Certo, la storia nerissima del protagonista Jan Egil, narrata fin dai suoi primi anni di vita, ha lo scopo di mettere il dito nella piaga di un’assistenza sociale che non riesce ad adempiere con successo al suo compito; il colpo di scena finale, che svela il responsabile delle macchinazioni che hanno avuto Jan Egil più come oggetto che come soggetto attivo, è anche una denuncia della volontà di arricchimento, in una ipercapitalistica Norvegia, ormai completamente disgiunta da una qualsiasi etica; e in fondo anche l’amara sorpresa che si trova a dover affrontare Varg Veum nasce da una limitata capacità di lettura del reale, di conoscere veramente gli altri, anche quelli con cui si è condiviso molto, per non dire tutto.
Ma la critica sociale, e persino il richiamo – per noi non norvegesi assai poco interessante – a un fatto criminoso ottocentesco, viene costantemente miscelato all’azione, alla detection, alla ricerca del bandolo in una complessa matassa genealogica che insaporisce – anche se talora affligge – il romanzo.

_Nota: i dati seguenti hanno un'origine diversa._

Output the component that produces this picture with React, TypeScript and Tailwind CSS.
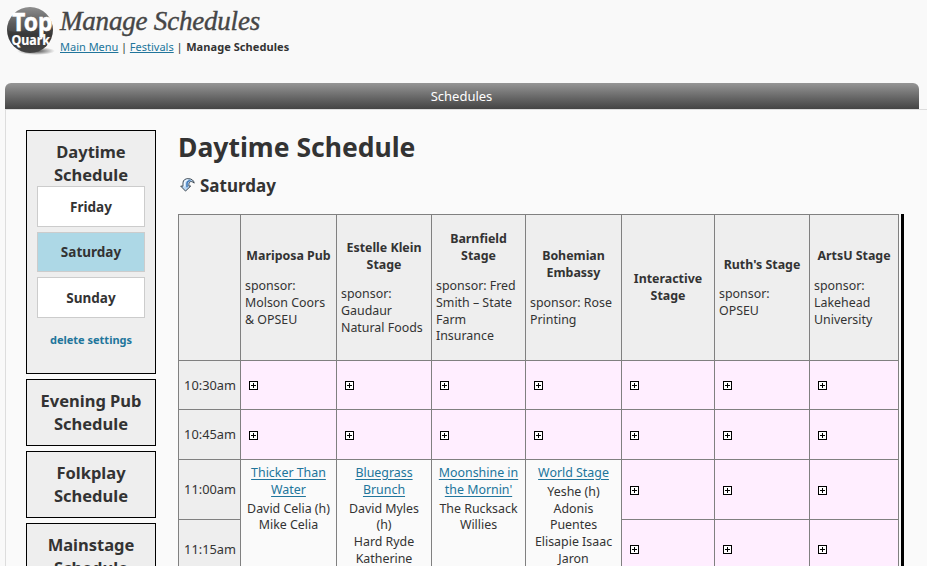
import { Fragment } from 'react';

type Stage = { name: string[]; sponsor: string[] };

const stages: Stage[] = [
  { name: ['Mariposa Pub'], sponsor: ['sponsor:', 'Molson Coors', '& OPSEU'] },
  { name: ['Estelle Klein', 'Stage'], sponsor: ['sponsor:', 'Gaudaur', 'Natural Foods'] },
  { name: ['Barnfield', 'Stage'], sponsor: ['sponsor: Fred', 'Smith – State', 'Farm', 'Insurance'] },
  { name: ['Bohemian', 'Embassy'], sponsor: ['sponsor: Rose', 'Printing'] },
  { name: ['Interactive', 'Stage'], sponsor: [] },
  { name: ["Ruth's Stage"], sponsor: ['sponsor:', 'OPSEU'] },
  { name: ['ArtsU Stage'], sponsor: ['sponsor:', 'Lakehead', 'University'] },
];

const shows = [
  { title: ['Thicker Than', 'Water'], acts: ['David Celia (h)', 'Mike Celia'] },
  { title: ['Bluegrass', 'Brunch'], acts: ['David Myles', '(h)', 'Hard Ryde', 'Katherine'] },
  { title: ['Moonshine in', "the Mornin'"], acts: ['The Rucksack', 'Willies'] },
  { title: ['World Stage'], acts: ['Yeshe (h)', 'Adonis', 'Puentes', 'Elisapie Isaac', 'Jaron'] },
];

const cell = 'border-l border-t border-[#808080]';

function Lines({ items }: { items: string[] }) {
  return (
    <>
      {items.map((t) => (
        <span key={t} className="block whitespace-nowrap">{t}</span>
      ))}
    </>
  );
}

function Slot({ last = false }: { last?: boolean }) {
  return (
    <div className={`${cell} flex items-center bg-[#ffeeff] pl-2 ${last ? 'pb-px' : 'pt-px'}`}>
      <svg width="9" height="9" viewBox="0 0 9 9" shapeRendering="crispEdges">
        <rect x="0.5" y="0.5" width="8" height="8" fill="#fff" stroke="#000" />
        <path d="M2 4.5h5M4.5 2v5" stroke="#000" />
      </svg>
    </div>
  );
}

function Time({ children }: { children: string }) {
  return <div className={`${cell} flex items-center justify-center bg-[#eeeeee] pl-px text-[12.8px]`}>{children}</div>;
}

function Logo() {
  return (
    <svg width="52" height="52" viewBox="0 0 52 52" className="shrink-0">
      <defs>
        <linearGradient id="ball" x1="0" y1="0" x2="0" y2="1">
          <stop offset="0" stopColor="#858585" />
          <stop offset="0.35" stopColor="#505050" />
          <stop offset="0.6" stopColor="#383838" />
          <stop offset="1" stopColor="#444" />
        </linearGradient>
        <radialGradient id="shade">
          <stop offset="0" stopColor="#000" stopOpacity="0.7" />
          <stop offset="1" stopColor="#000" stopOpacity="0" />
        </radialGradient>
      </defs>
      <ellipse cx="31" cy="46" rx="19" ry="4" fill="url(#shade)" />
      <circle cx="25" cy="25" r="23" fill="url(#ball)" />
      <path d="M2.5 25C12 30 22 22 47 22A22 22 0 0 0 3 22Z" fill="#fff" opacity="0.08" />
      <text x="7" y="25.5" textLength="40.5" lengthAdjust="spacingAndGlyphs" fill="#fff" stroke="#fff" strokeWidth="0.5" fontFamily="Noto Sans, sans-serif" fontWeight="700" fontSize="25">Top</text>
      <text x="6.5" y="39.5" textLength="38.5" lengthAdjust="spacingAndGlyphs" fill="#fff" stroke="#fff" strokeWidth="0.2" fontFamily="Noto Sans, sans-serif" fontWeight="700" fontSize="13.5">Quark</text>
    </svg>
  );
}

function Undo() {
  return (
    <svg width="15" height="14" viewBox="0 0 15 15" preserveAspectRatio="none">
      <path d="M.7 8.7H3V5.2C3 2.2 5.3.7 8.2.7c3.2 0 5.7 1.8 6 4.8-1.5-1.7-3.5-2.2-4.3-1.2-1 .8-1 2-1 4.4h1.8L5.5 14Z" fill="#b9d8f5" stroke="#39434e" strokeWidth="1" />
      <path d="M4.5 9V5.5C4.5 3.6 6.2 2.2 8 2" fill="none" stroke="#f2f8ff" strokeWidth="1.5" />
      <path d="M7 10V6C7 4 8 3 10.5 2.8" fill="none" stroke="#3f78b8" strokeWidth="1.5" />
    </svg>
  );
}

function Day({ name, active = false }: { name: string; active?: boolean }) {
  return (
    <div className={`flex items-center justify-center border border-[#cccccc] text-[13.5px] font-bold ${active ? 'h-[40px] bg-[#add8e6]' : 'h-[41px] bg-white pt-px'}`}>
      {name}
    </div>
  );
}

export default function App() {
  return (
    <div className="h-[566px] w-[927px] overflow-hidden bg-[#f9f9f9] font-['Noto_Sans',sans-serif] text-[12.4px] leading-[16.8px] text-[#333333]">
      <header className="flex h-[83px] pl-[5px] pt-[5px]">
        <Logo />
        <div className="pl-[3px]">
          <h1 className="h-[32px] whitespace-nowrap font-['Liberation_Serif',serif] text-[27px] italic leading-[32px] tracking-[-0.2px] text-[#464646] [-webkit-text-stroke:0.4px_#464646]">Manage Schedules</h1>
          <nav className="flex gap-[2.7px] pt-[2px] text-[11px] leading-[16px]">
            <a className="text-[#21759b] underline">Main Menu</a>
            <span>|</span>
            <a className="text-[#21759b] underline">Festivals</a>
            <span>|</span>
            <b className="pl-px tracking-[0.07px]">Manage Schedules</b>
          </nav>
        </div>
      </header>

      <div className="ml-[5px] flex h-[26px] w-[914px] items-center justify-center rounded-t-[6px] bg-linear-to-b from-[#969696] to-[#444444] pr-px text-[13px] text-white">Schedules</div>

      <main className="ml-[5px] flex h-[457px] items-start border-l border-t border-[#dddddd] bg-[#fafafa] pl-5 pt-5">
        <aside className="flex w-[130px] shrink-0 flex-col gap-[5px] text-center">
          <section className="h-[244px] border border-black bg-[#eeeeee] px-[10px] pt-[10px]">
            <h3 className="h-[45px] text-[16.5px] font-bold leading-[22.6px]"><Lines items={['Daytime', 'Schedule']} /></h3>
            <div className="flex flex-col gap-[5px]">
              <Day name="Friday" />
              <Day name="Saturday" active />
              <Day name="Sunday" />
            </div>
            <a className="mt-[14px] block text-[11px] font-bold text-[#21759b]">delete settings</a>
          </section>
          {['Evening Pub', 'Folkplay', 'Mainstage'].map((n) => (
            <section key={n} className="h-[67px] border border-black bg-[#eeeeee] pt-[10px] text-[16.5px] font-bold leading-[22.6px]">
              <Lines items={[n, 'Schedule']} />
            </section>
          ))}
        </aside>

        <div className="pl-[22px]">
          <h2 className="h-[34px] whitespace-nowrap text-[26.5px] font-bold leading-[34px]">Daytime Schedule</h2>
          <h3 className="flex h-[50px] items-start gap-[5px] pl-[2px] pt-[14px] text-[17px] font-bold leading-[16px]">
            <Undo />
            <span>Saturday</span>
          </h3>
          <div className="flex gap-[2px]">
            <div className="grid w-[721px] grid-cols-[62px_96px_95px_94px_96px_93px_95px_89px] grid-rows-[146px_49px_50px_60px_60px] border-r border-[#808080]">
              <div className={`${cell} bg-[#eeeeee]`} />
              {stages.map((s) => (
                <div key={s.name[0]} className={`${cell} flex flex-col justify-center gap-[13px] bg-[#eeeeee] px-1 pt-[1.5px]`}>
                  <div className="flex flex-col items-center font-bold"><Lines items={s.name} /></div>
                  {s.sponsor.length > 0 && <div><Lines items={s.sponsor} /></div>}
                </div>
              ))}
              {['10:30am', '10:45am'].map((t) => (
                <Fragment key={t}>
                  <Time>{t}</Time>
                  {stages.map((s) => <Slot key={s.name[0]} />)}
                </Fragment>
              ))}
              <Time>11:00am</Time>
              {shows.map((s) => (
                <div key={s.title[0]} className={`${cell} row-span-2 flex flex-col items-center gap-[2px] pt-[5px] text-center`}>
                  <a className="text-[#21759b] underline underline-offset-2"><Lines items={s.title} /></a>
                  <div><Lines items={s.acts} /></div>
                </div>
              ))}
              <Slot /><Slot /><Slot />
              <Time>11:15am</Time>
              <Slot last /><Slot last /><Slot last />
            </div>
            <div className="w-[3px] bg-black" />
          </div>
        </div>
      </main>
    </div>
  );
}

Riassumendo, possiamo infatti affermare che la cifra caratteristica di questo Satelliti della morte è l’insistita volontà di fondere tre piani narrativi tendenzialmente divergenti: la critica sociale; il dramma familiare allargato; l’indagini di polizia. Ma spesso si ha l’impressione che l’autore si fermi un attimo dopo, piuttosto che uno prima, aggiungendo particolari invece di asciugare l’intreccio, moltiplicando i punti di fuga piuttosto che ridurli: come se in questo interminabile flash-back che è il romanzo Staalesen avesse voluto in qualche modo chiudere fastosamente i conti – nel passato e nel presente – col suo eroe di sempre.
Ecco dunque il motivo di una nostra parziale insoddisfazione e, al tempo stesso, di una forte curiosità nei confronti dell’ultimo romanzo della serie, ancora da noi inedito: che ne sarà di Varg Veum?
Ma già, quando lo leggeremo in Italia?